Notes on installing CUDA, CuDNN and Tensorflow on Manjaro


I've finally done it. After 50+ hours spent trying to install GPU support for Tensorflow over the span of a year and a half, I have finally done it. I'm happy to say that I have CUDA 9.2, CuDNN 7.2, and compiled Tensorflow from source well enough that I can train a Resnet on Imagenet-100 in a barely decent amount of time. Take that, cloud!

Now, NVIDIA has had a notoriously bad driver support for Linux, which famously led to Mr Torvalds flipping a finger directed at them in a 2012 interview. And even today it is exceedingly hard to not pull your hair out trying to do so. Having spent many, many days configuring it and getting a collection of black screens, consoles and no-boots, here's what it took to install tensorflow on my machine.

I ended up using the Manjaro distribution, as it was the only one between Ubuntu, Linux Mint, Scientific Linux and Debian to just work out of the box. After further experimentation, I have to say I've grown quite used to using pacman instead of apt. They also support a community edition that comes bundled with the i3 window manager, which greatly fits my obsession for the last year to go mouseless (as possible). But that's another blog post.
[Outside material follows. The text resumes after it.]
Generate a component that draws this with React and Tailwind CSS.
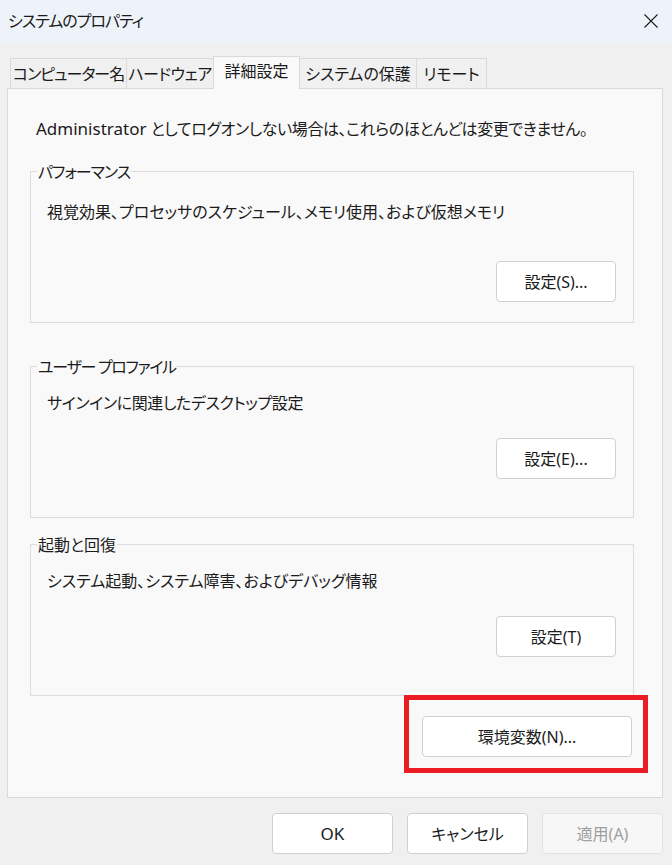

I assume that many people have gone through the same steps as I have, and I would blame none of them for having given up before reaching the end. If there's one lesson to learn from this situation, it's that your calculated ROI on purchasing a (or many) GPUs for training neural networks should consider the possible time it will take to troubleshoot their installation.

Research

Before you buy anything, do your research. At the time of purchase, the GeFORCE 10xx series was still far away, and the 960 was at the top of the chart for performance / price ratio. I've spent a few dozen hours using Keras since, but as I am still a novice, this suits my needs quite nicely. As of writing, the new 20xx series is slated to be released any day now, but it's still unclear whether the tensor cores they'll be packing are going to make much difference in terms of performance.
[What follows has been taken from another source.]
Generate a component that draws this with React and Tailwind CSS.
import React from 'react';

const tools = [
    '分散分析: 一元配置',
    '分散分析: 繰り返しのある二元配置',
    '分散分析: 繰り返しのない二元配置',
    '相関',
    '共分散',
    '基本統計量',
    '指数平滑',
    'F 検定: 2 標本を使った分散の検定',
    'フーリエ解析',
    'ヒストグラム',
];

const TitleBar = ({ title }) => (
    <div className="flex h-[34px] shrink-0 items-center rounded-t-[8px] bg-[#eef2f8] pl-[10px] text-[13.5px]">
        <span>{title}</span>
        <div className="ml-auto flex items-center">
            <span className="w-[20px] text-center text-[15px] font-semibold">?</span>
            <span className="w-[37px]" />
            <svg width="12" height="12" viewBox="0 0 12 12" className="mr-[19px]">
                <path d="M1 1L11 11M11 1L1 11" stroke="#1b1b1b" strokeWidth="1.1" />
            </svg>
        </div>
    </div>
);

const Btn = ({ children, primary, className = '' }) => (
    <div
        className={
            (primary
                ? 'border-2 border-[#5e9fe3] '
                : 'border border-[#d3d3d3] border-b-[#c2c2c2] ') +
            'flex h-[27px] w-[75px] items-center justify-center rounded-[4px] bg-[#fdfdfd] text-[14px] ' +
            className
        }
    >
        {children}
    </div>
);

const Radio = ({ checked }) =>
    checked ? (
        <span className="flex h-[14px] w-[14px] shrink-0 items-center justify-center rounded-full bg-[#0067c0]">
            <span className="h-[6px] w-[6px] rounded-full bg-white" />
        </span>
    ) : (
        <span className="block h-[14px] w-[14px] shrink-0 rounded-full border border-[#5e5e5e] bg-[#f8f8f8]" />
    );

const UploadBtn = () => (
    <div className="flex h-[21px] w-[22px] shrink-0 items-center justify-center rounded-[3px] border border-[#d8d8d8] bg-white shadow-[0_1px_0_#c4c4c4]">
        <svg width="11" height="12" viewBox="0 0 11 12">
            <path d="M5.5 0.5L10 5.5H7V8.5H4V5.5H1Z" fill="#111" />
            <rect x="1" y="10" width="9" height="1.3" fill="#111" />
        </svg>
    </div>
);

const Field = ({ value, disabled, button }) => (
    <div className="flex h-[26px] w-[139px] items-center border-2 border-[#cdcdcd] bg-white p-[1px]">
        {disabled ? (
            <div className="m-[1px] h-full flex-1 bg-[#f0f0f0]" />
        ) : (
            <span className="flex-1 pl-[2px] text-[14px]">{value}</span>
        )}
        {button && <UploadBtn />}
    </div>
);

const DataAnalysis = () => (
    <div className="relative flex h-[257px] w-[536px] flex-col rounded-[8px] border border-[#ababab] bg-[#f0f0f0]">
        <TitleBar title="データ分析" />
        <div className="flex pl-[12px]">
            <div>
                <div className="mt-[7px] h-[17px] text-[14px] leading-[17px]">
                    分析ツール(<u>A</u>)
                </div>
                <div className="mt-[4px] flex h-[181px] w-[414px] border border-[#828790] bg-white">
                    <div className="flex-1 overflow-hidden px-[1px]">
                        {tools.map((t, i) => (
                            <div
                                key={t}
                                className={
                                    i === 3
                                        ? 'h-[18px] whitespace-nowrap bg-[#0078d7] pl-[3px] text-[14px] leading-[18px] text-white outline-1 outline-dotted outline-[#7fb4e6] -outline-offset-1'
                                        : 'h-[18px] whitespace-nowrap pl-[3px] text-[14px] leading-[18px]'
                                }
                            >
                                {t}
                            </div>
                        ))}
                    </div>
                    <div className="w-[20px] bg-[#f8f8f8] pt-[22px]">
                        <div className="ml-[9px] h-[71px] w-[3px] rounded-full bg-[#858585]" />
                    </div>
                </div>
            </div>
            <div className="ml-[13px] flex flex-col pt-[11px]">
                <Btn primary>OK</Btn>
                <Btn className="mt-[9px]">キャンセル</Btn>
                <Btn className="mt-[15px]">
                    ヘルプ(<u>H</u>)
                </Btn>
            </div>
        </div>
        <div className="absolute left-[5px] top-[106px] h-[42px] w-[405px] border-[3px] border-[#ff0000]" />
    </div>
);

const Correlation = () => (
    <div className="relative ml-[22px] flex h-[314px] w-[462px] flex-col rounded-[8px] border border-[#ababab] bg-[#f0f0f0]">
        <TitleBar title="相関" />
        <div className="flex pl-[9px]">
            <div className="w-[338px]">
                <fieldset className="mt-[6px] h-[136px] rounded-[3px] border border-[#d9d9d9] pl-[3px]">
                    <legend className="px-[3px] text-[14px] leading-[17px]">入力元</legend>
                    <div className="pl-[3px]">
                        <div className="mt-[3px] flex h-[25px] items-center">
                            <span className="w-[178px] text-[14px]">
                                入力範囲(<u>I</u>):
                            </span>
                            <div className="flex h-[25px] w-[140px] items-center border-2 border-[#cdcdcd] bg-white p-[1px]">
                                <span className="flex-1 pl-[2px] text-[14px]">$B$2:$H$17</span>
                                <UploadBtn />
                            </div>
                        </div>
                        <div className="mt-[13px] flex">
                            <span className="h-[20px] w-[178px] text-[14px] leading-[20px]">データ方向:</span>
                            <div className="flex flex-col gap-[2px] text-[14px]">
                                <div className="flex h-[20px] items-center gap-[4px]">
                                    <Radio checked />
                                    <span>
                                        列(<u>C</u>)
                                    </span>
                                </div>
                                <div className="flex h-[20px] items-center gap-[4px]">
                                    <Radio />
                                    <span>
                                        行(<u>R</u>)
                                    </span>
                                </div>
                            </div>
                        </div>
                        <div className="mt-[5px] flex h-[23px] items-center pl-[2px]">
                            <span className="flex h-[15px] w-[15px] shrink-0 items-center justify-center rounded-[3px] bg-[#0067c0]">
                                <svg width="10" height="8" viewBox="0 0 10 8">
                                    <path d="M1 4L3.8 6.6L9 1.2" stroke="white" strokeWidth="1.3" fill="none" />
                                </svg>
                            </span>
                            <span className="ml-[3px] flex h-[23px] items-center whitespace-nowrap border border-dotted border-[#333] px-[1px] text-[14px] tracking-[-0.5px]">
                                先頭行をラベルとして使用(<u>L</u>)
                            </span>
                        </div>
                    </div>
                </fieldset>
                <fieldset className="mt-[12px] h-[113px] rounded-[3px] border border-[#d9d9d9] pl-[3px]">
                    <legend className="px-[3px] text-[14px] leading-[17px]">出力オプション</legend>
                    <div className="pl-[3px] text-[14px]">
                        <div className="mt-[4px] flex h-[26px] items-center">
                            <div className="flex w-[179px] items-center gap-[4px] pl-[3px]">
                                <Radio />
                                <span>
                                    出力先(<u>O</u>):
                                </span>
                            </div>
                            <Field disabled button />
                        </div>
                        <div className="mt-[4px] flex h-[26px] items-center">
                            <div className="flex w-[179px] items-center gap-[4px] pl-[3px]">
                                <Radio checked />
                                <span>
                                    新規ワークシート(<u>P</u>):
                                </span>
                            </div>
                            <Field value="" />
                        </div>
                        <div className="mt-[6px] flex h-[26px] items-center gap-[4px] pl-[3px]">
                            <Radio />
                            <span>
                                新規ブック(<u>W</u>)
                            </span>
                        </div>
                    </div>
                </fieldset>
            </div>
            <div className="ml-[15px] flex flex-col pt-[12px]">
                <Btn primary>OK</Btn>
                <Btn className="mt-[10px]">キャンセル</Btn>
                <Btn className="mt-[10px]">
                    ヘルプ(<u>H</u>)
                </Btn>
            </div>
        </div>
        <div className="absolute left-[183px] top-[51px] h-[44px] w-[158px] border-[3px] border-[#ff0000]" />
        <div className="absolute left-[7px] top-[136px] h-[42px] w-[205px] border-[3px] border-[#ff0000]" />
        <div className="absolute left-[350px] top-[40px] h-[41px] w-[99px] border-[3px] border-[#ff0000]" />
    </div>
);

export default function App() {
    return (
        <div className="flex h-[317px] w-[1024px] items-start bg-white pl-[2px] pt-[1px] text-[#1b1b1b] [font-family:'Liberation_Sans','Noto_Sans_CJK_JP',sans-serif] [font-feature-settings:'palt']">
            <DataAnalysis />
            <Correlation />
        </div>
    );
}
By default, most distributions will install and use the open source GPU drivers called nouveau, which won't cut it with what we've got in mind for this GPU. The hardest and most frustrating part of the installation process is to get the NVIDIA drivers running. I was met with a lot of black screens, flashing cursor bars, and giving up trying to back-fix things from the GRUB console.

Lots of resources exist out there, but the following have been the most useful in finally making things run:

Specs

  • CPU: Intel(R) Core(TM) i5-6500 CPU @ 3.20GH
  • GPU: NVIDIA Corporation GM206 [GeForce GTX 960]
  • Monitor: Asus 24" HDMI

Notes: I cannot be 100% sure, but I believe that connecting by HDMI sold part of my problems. YMMV

Steps

Install Manjaro from Live USB

I was getting a blank screen when trying to boot with the Non-Free Drivers option, so went with Free Drivers.

Update system

Install NVIDIA drivers

In my case, I wasn't able to make the regular nvidia package work, but had to go with the 390xx series. This step just worked from the GUI. Go to Manjaro Settings > Drivers and simply install that one.

Reboot and cross your fingers.

Install CUDA and CuDNN

sudo pacman -S cuda cudnn

This next one may or may not be useful:

export LD_LIBRARY_PATH=$LD_LIBRARY_PATH:/usr/local/cuda/extras/CUPTI/lib64

Reboot and cross your fingers.

Install Anaconda

Next up, we download the latest Anaconda release. Since we'll be compiling TF right after, we'll grab bazel while we're at it.

sudo pacman -S anaconda bazel

Compile Tensorflow from source

There are no handy CUDA 9.2 wheels for tensorflow available for Linux, so you'll need to compile from source. Don't worry, it'll put hair on your chest. I also ran into r1.10 asking for the keras_applications Python module to be installed, so according to this SO post I also pip-installed the following:

conda install keras
pip install keras_applications==1.0.4 --no-deps
pip install keras_preprocessing==1.0.2 --no-deps
pip install h5py==2.8.0

Then:

git clone https://github.com/tensorflow/tensorflow
cd tensorflow
git branch r1.10
bash configure

You'll then be asked a series of questions you'll probably want to Google before you answer. In my case, I did:

  • All default until
  • CUDA Support: Y
  • CUDA 9.2
  • CUDNN 7.2
  • TensorRT: default
  • NCCL: 1.3 (only one GPU on this box anyhow)
  • CUDA compute capabilities: 3.5,5.2
  • compile w/ clang: default
  • Bazel compiler flags: -mavx -mavx2 -mfma -msse4.2
  • Android: default

And finally:

bazel build --config=opt --config=cuda //tensorflow/tools/pip_package:build_pip_package
bazel-bin/tensorflow/tools/pip_package/build_pip_package /tmp/tensorflow_pkg

And finally, installing with pip (the exact filename might change in your case):

sudo pip install /tmp/tensorflow_pkg/tensorflow-1.10.0-cp36-cp36m-linux_x86_64.whl

Test your build

cd ~
python -c "import tensorflow as tf;hello = tf.constant('Hello, TensorFlow!');\
sess = tf.Session();print(sess.run(hello));'